Inside, I’m howling in Cantonese. My father also died in 2015. He was the last person I spoke my ancestral dialect with, and now that he’s gone, there are no more laughing puns, no more witty rhymes, and no more recitation of the “Ballad of Mulan.” Whatever time zone I was in, Manhattan, Rome, or outside the Mojave, my father and I spoke every night. Everyone else had had it with his pontificating so I was the relief talker.

At sea, his steady companion was silence; on land, his talk swelled like a storm. We called it boiling telephone jook, his stories like rice kernels churning in a pot. I knew them all by heart—being tricked by a story to come to America and then being swindled by more lies. Soon, every story was his vow to return to China. I listened with the phone pressed to my ear and filed papers or lay down—and more than once fell asleep.

When my father arrived in 1940, he lived at the Waverly Place, an S.R.O., one of many single-room occupancy hotels in Chinatown. That’s where he met many of the old bachelors. Some had been hatchet men in their day and many still held a knife in one hand, a hammer in the other. Trust was a cautious currency. Any man could be an enemy. Any brother could betray you.

My father called them Orphan Bachelors, perhaps after the name Orphan Island, those foreign concessions in Shanghai that remained unoccupied by the Japanese, or the orphan warriors abandoned by the Qing, or closer to home, the conscripted village boys, maybe even after Fa Mulan, who volunteered to take her father’s place in battle.

By the time my sister and I met them, they were defeated men without descendants, as pitiful as the deformed eunuchs of the Shang dynasty. The Orphan Bachelors sat out their days in Portsmouth Square, their silence seething as their gaze grew more and more furious. Our father taught us to call each one Grandfather.

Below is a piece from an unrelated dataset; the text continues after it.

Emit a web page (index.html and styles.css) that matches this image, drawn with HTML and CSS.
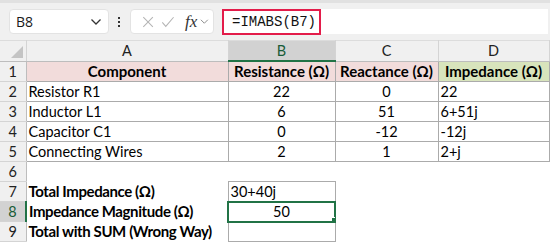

In our childhood, my sister and I heard no fairy tales, no love stories. We only heard tales of woe. Women cried; men bled. In China, everyone went crazy from unrelenting grief or committed suicide from unrequited love. Those who survived became gambling or opium addicts—or just plain mean. In China, women jumped into wells and polluted the family water; in Chinatown, they jumped off the roof of the Ping Yuen projects, so we never felt safe in the playground. In China, butchers were revered masters of the cleaver. In America, every butcher was handsome because they were among the few males who stayed to work in the ghetto.

We learned that a story’s function was to protect. Like a gung fu disciple, the easy life made a lazy student, and the hard life made a grand master. Our parents didn’t believe in bedtime stories. A story that lulls you into dreaming? Why waste time telling a story that didn’t terrify and teach? Stories were for waking you up not putting you to sleep. Stories were forewarnings so that we didn’t venture into danger. Stories were amulets to save us from committing wrongs that could cut us down or worse, make us lose face.

When our mother told us about the Japanese soldier whose bayonet found her in the tall grasses or about the thugs at the Ping projects who dragged her friend into a waiting car, we knew not to ask why or what happened next. Curiosity only got us a dozen whacks with the chicken-feather duster. Our mother was teaching us about vigilance. If she didn’t offer the story’s ending, it was better not to know. Asking was disobedience: children didn’t need to know the whole story.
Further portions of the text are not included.